What they say: Give your applicants as much time as they give you.

Why they say it:Because humans should treat each other kindly and gradually companies are becoming more aware that social can be their worst enemy when candidates feel mistreated.

Why it’s important:Candidates need to know that the time they’ve invested in applying and interviewing for your position meant something, even if they don’t get the job. Today’s rejected applicant could be tomorrow’s consumer.

What makes it tough:Not everyone has that kind of time and when you’re running a full desk, 15 minutes or 45 minutes for every candidates, even the unsuitable ones, just can’t happen every day.

Bottom line:You need to make candidates FEEL appreciated, but it doesn’t have to take all day. Implementing one key feature in your arsenal (a personalized auto-responder for example) can do wonders in letting candidates know they’ve been heard.

What they say:Build an FAQ or roadmap for your online applicants.

Why they say it:If this is a war for talent, we need some rules of engagement.

Why it’s important:One of the most common questions when I speak to jobseekers is ‘How do I get noticed in a pool of hundreds of resumes?’ YOUR candidates want to be able to cut through the noise and raise their hands and be counted, but they don’t know how.

What makes it tough:Not every recruiter or HR professional has the ability to monkey around with their website and unless you HAVE gone through your own application process, you’re not really qualified to write a roadmap.

Bottom line: Whether it’s in an email, on a landing page or you have to bring the IT guy an avocado wrap every day for two weeks, you should make this a priority. When jobseekers know how to approach you, they have a better chance of getting it right.

What they say:Set expectations early and often.

Why they say it:Because most often what candidates desire most (besides a job!) is to be acknowledged.

Why it’s important:If your interview process takes 60 days and you don’t tell applicants that, you may miss out on a great prospect because they didn’t know it would take that long.

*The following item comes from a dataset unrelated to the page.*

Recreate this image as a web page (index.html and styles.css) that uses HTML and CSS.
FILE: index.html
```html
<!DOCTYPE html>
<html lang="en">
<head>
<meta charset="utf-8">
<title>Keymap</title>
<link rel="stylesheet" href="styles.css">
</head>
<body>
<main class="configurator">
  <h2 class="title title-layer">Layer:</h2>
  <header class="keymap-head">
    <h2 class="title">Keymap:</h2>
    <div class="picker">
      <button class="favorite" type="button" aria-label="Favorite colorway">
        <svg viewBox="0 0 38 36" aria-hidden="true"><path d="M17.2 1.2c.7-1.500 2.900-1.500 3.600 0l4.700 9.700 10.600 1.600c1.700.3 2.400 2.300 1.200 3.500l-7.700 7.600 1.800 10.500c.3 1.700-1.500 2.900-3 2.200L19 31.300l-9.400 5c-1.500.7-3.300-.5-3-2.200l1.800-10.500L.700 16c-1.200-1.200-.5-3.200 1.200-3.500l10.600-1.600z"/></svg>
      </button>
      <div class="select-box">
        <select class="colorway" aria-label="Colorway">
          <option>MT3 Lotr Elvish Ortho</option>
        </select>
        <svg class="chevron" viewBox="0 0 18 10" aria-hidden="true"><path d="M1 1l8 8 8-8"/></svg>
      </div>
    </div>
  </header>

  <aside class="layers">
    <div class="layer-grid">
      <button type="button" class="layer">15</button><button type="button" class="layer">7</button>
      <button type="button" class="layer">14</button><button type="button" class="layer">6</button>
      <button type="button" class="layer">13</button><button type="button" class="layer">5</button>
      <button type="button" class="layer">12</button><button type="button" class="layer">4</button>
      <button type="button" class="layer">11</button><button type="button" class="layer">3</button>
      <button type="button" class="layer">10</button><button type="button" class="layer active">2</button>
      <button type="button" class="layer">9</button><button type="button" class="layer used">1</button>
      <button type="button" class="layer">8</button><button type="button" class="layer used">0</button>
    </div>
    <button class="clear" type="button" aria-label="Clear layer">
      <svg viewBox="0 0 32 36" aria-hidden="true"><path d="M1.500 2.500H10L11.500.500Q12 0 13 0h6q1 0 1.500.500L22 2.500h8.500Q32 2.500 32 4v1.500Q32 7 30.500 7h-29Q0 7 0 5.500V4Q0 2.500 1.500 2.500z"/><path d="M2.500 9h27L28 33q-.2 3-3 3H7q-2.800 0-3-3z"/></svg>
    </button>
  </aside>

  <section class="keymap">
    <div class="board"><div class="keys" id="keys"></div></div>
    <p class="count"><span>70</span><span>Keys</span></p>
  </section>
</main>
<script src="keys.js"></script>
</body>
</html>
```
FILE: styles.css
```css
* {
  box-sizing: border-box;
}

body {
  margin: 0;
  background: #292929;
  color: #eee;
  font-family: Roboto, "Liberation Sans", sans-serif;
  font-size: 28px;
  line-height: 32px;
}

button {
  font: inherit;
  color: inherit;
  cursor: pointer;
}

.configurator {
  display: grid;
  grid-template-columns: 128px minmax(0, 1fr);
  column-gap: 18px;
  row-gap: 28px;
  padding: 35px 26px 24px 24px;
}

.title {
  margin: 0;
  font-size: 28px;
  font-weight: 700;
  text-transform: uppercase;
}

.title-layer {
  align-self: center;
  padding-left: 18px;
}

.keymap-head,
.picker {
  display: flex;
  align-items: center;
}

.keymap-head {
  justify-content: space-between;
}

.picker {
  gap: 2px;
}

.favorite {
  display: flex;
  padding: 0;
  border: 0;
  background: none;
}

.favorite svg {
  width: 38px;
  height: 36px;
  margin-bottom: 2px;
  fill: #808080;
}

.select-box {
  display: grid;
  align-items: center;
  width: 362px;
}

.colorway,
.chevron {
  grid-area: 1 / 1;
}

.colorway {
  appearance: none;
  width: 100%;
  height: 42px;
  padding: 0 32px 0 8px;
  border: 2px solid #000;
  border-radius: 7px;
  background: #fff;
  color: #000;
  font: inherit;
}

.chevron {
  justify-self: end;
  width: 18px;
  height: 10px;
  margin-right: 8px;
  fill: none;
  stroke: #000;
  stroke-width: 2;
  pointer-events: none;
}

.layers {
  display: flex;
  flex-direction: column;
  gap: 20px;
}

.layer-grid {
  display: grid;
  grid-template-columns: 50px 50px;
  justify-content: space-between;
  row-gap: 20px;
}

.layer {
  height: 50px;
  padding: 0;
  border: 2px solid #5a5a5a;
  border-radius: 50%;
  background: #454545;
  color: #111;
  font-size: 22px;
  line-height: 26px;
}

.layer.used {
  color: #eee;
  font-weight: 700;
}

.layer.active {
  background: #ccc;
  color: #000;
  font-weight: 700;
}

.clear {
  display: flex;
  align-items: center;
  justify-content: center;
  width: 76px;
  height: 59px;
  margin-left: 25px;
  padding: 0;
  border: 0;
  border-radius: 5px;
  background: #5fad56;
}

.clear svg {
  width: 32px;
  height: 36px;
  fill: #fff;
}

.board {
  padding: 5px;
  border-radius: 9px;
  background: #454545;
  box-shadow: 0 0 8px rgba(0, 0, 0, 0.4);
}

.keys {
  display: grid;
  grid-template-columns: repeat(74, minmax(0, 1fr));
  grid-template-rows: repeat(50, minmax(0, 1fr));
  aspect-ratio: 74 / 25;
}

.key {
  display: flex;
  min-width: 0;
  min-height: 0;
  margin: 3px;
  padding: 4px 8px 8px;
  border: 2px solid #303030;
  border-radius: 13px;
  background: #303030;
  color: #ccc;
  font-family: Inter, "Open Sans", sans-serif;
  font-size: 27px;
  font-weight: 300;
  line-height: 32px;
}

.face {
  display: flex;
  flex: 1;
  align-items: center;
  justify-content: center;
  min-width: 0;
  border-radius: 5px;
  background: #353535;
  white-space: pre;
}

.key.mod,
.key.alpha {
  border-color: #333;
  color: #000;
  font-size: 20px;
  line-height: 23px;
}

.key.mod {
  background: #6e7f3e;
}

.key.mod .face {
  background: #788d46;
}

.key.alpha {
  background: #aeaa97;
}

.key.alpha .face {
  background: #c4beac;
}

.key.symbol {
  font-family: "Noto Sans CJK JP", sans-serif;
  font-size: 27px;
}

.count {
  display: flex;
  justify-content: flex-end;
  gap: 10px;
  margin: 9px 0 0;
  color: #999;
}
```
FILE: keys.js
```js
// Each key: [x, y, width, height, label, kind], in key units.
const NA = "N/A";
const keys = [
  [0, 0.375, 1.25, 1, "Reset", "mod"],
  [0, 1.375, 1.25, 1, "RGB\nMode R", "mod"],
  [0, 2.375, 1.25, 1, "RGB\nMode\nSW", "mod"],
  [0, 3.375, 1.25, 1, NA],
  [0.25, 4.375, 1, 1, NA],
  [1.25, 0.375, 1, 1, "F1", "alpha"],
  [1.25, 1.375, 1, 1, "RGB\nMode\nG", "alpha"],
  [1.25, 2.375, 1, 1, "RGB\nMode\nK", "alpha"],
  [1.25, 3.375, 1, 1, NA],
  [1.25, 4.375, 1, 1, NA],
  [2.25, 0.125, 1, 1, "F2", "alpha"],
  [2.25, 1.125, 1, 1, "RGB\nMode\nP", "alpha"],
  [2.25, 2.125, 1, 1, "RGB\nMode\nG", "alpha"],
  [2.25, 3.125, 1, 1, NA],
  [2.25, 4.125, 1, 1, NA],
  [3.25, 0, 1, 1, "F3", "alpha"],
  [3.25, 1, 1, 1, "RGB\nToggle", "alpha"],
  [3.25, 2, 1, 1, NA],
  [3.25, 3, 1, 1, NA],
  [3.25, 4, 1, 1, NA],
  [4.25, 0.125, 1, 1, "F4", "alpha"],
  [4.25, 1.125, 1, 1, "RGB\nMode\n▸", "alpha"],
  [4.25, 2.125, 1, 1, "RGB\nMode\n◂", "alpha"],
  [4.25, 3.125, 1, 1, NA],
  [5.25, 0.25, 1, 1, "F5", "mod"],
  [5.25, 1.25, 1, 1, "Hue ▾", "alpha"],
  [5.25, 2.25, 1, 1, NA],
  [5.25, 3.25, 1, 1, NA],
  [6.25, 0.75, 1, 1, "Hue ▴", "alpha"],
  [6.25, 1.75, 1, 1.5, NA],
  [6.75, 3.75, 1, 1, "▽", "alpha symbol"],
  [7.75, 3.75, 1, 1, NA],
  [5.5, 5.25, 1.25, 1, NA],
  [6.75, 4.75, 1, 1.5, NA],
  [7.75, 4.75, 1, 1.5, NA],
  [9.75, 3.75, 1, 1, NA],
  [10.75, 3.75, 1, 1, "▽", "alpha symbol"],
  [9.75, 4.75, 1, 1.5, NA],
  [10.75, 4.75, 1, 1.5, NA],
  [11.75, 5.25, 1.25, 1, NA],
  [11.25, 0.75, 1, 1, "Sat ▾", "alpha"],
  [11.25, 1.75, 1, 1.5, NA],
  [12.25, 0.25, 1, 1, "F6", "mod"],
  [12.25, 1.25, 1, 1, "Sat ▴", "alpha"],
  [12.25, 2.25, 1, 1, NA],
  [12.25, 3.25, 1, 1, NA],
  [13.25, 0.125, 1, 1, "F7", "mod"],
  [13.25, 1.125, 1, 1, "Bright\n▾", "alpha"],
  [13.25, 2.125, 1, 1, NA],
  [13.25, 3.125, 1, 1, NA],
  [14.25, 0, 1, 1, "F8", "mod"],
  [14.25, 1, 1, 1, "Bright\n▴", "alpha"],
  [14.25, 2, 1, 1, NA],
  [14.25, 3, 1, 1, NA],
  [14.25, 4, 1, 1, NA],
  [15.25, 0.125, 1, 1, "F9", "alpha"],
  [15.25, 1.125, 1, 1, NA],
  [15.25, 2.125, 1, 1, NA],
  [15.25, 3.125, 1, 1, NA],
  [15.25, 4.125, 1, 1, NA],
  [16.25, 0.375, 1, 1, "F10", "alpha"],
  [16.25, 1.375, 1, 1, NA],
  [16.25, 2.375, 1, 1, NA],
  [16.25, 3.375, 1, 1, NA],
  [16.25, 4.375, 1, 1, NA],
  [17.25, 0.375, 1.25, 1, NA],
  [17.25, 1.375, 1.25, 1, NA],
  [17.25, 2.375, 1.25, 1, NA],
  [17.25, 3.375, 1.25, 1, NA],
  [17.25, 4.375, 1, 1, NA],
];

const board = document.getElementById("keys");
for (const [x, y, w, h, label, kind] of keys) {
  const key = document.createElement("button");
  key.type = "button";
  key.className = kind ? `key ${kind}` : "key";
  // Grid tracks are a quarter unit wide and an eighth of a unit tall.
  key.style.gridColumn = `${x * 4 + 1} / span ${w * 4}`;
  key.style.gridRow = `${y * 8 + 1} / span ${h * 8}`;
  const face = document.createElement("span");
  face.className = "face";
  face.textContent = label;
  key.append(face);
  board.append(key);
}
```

What makes it tough:It’s in our nature to wait for the exact right fit to come along and letting people know precisely how you do it feels a bit like losing control.

Bottom line: Committing your expectations and agreement with the applicants to “paper” makes it more likely that you will ensure quality in your own recruiting standards and it gives candidates an idea of where they stand. Remember, yours isn’t the only job they’ve applied for!